● **Collected data**:
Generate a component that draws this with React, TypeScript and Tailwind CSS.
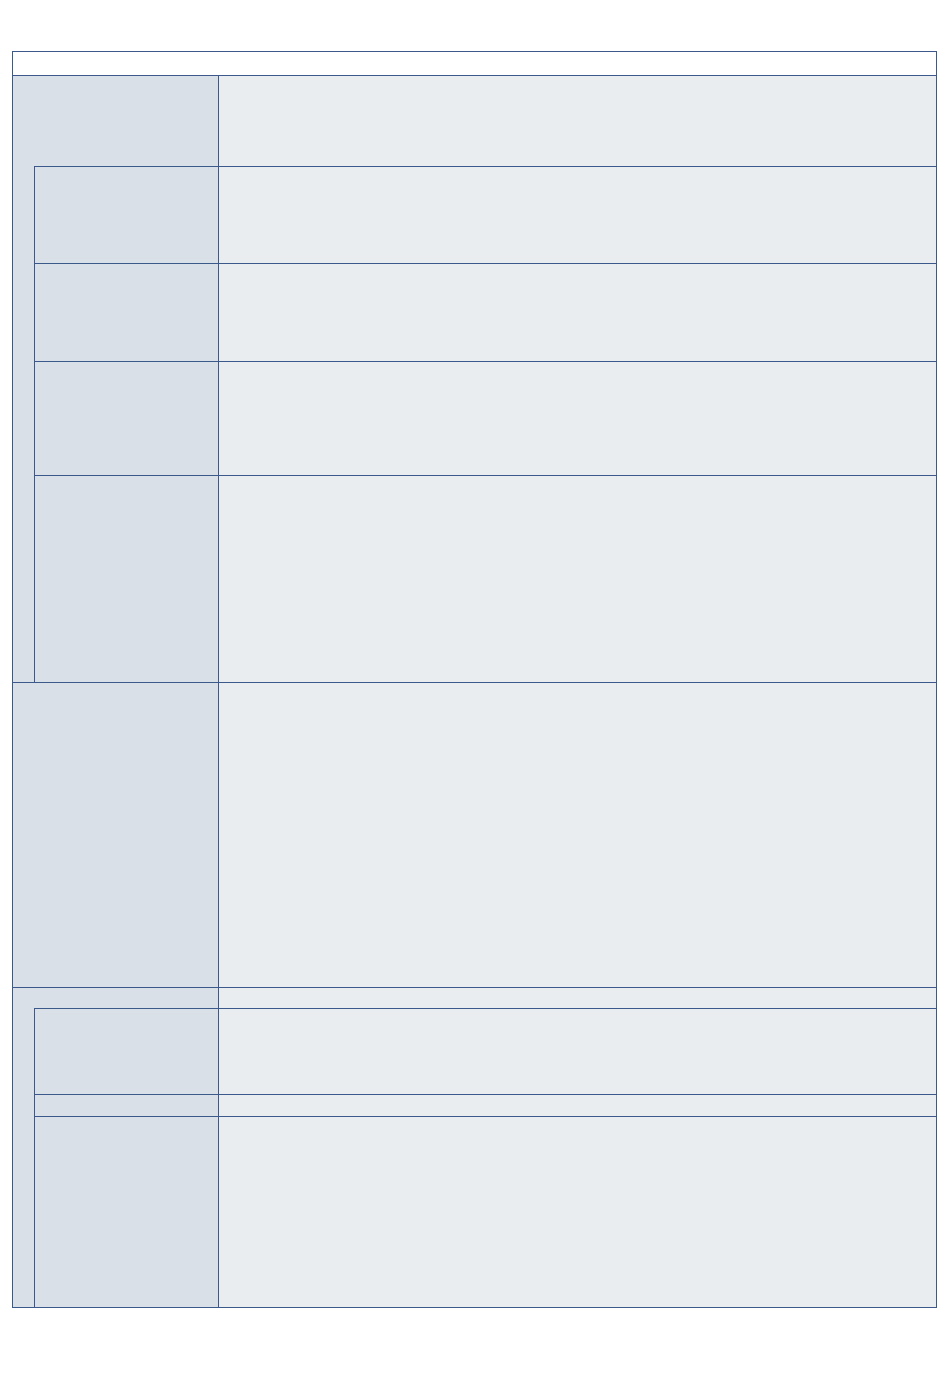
import React from "react";

const B = "border-[#3b5a8b]";

function Row({ h, full }: { h: number; full?: boolean }) {
  return (
    <div className="flex" style={{ height: h }}>
      <div className={`${full ? "w-[206px]" : "w-[184px]"} shrink-0 bg-[#d9e0e8] border-r ${B}`} />
      <div className="flex-1 bg-[#e9edf0]" />
    </div>
  );
}

function Group({ first, subs, last }: { first: number; subs: number[]; last?: boolean }) {
  return (
    <div className={`flex flex-col ${last ? "" : `border-b ${B}`}`}>
      <Row h={first} full />
      <div className="flex">
        <div className="w-[21px] shrink-0 bg-[#d9e0e8]" />
        <div className={`flex-1 flex flex-col border-l ${B}`}>
          {subs.map((h, i) => (
            <div key={i} className={`border-t ${B}`}>
              <Row h={h} />
            </div>
          ))}
        </div>
      </div>
    </div>
  );
}

export default function App() {
  return (
    <div className="min-h-[1397px] bg-white pt-[51px] pl-[12px]" style={{ fontFamily: "'Liberation Sans', sans-serif" }}>
      <div className={`w-[925px] border ${B} flex flex-col`}>
        <div className={`h-[24px] bg-white border-b ${B}`} />
        <Group first={90} subs={[96, 97, 113, 206]} />
        <div className={`border-b ${B}`}>
          <Row h={304} full />
        </div>
        <Group first={20} subs={[85, 21, 190]} last />
      </div>
    </div>
  );
}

● **Requirement**:
Go through the material above and count the lines that contain "React"; answer with the number alone.

● **Result for this exercise**:
2